Questions sur Azur
Posté le 31/07/2024 00:25
Hello !
Comme vous le savez peut être, je suis en train de porter le moteur 3D
Windmill pour Graph 90+E.
J'arrive à quelque chose de visible mais lent : j'en arrive donc à l'étape de l'optimisation.
Après un petit profilage, j'ai compris que la fonction qui prenait le plus de temps (jusqu'à 70% du temps de rendu total cumulé) est
render_triangle_texture().
Pour l'optimiser il faut donc que je passe sur Azur... mais je n'ai aucune idée de son fonctionnement. Un petit topic donc ici pour essayer de comprendre un peu mieux tout ça
Ce que je sais d'abord : Azur fonctionne par shaders ; i.e je devrais en écrire un pour ma fonction.
J'ai aussi compris en me baladant dans le code de quelques projets utilisant Azur - le Shmup de Sly, BosonX et After Burner - qu'un shader fonctionne en deux temps : on initialise d'abord une commande dans une fonction de la forme
azrp_[nom du shader]̀ , puis on écrit une fonction de la forme
azrp_shader_[nom du shader] qui dessine la commande.
C'est là que ça devient un peu flou pour moi. Une notion essentielle a l'air de m'échapper : celle de fragments.
Qu'est-ce ?
Deuxièmement, j'avoue que j'ai un peu de mal à me représenter la forme que pourrait prendre un shader de ma fonction : serait-ce un shader qui réalise l'ensemble de ce que la fonction fait actuellement, Z-Buffer compris ?
Merci d'avance pour vos réponses !
Citer : Posté le 01/08/2024 14:37 | #
Bon, tu as déjà pas mal d'infos donc ! Pour la référence future je commence vaguement au début.
Dans son état actuel, Azur n'a pas de documentation/tutoriel ; ça arrivera quand j'aurai un peu mieux établi les abstractions, notamment, pour le système de rendu, en implémentant la version équivalente en OpenGL.
D'ici là, côté calculatrice, la prémisse est la suivante.
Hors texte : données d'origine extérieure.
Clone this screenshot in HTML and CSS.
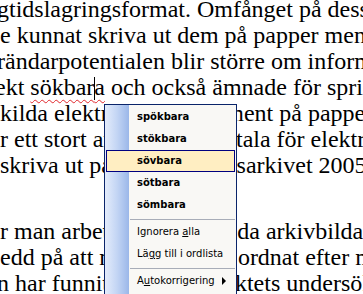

Faire le rendu en RAM est lent parce que le rendu contient énormément d'écritures (au moins 170 ko par frame) et la RAM est très lente en écriture. Le cache nous aide un peu, mais fondamentalement comme on doit toucher 170 ko de mémoire il faut que 170 ko transitent du cache à la RAM et c'est ça qui est lent. Le cache ne nous aide qu'à éviter de tels trajets si on passe plusieurs fois au même endroit, mais à cause de sa petite taille (32 ko) même si on dessine plusieurs fois au même endroit les premières données sont souvent purgées avant qu'on repasse la deuxième fois. De fait, les fonctions de dessin font quasiment que des accès localement linéaires (i.e, écrire une série de pixels de gauche à droite) ce qui active les write queues donc même sans cache les perfs sont quasiment identiques à avec cache (testé e.g. dans Rogue Life).
Le seul moyen de ne pas forcer 170 ko à transiter sur le bus entre le MPU et la RAM c'est de ne pas stocker toutes ces données en RAM. Mais comme l'affichage avec dupdate() se fait par le DMA, à qui on dit d'aller chercher les données dans la RAM, ça veut dire qu'il faut aussi changer le mécanisme par lequel on envoie les données à l'écran. Traditionnellement, faire cet envoi à la main par le CPU est lent (24 ms comparé aux 11 ms du DMA), mais je n'ai jamais trop compris pourquoi. La RAM est très rapide en lecture, le CPU aussi, et on sait déjà que dans les 11 ms c'est l'écran qui est le plus lent. En bref, j'affirme que c'est faisable en temps raisonnable avec le CPU.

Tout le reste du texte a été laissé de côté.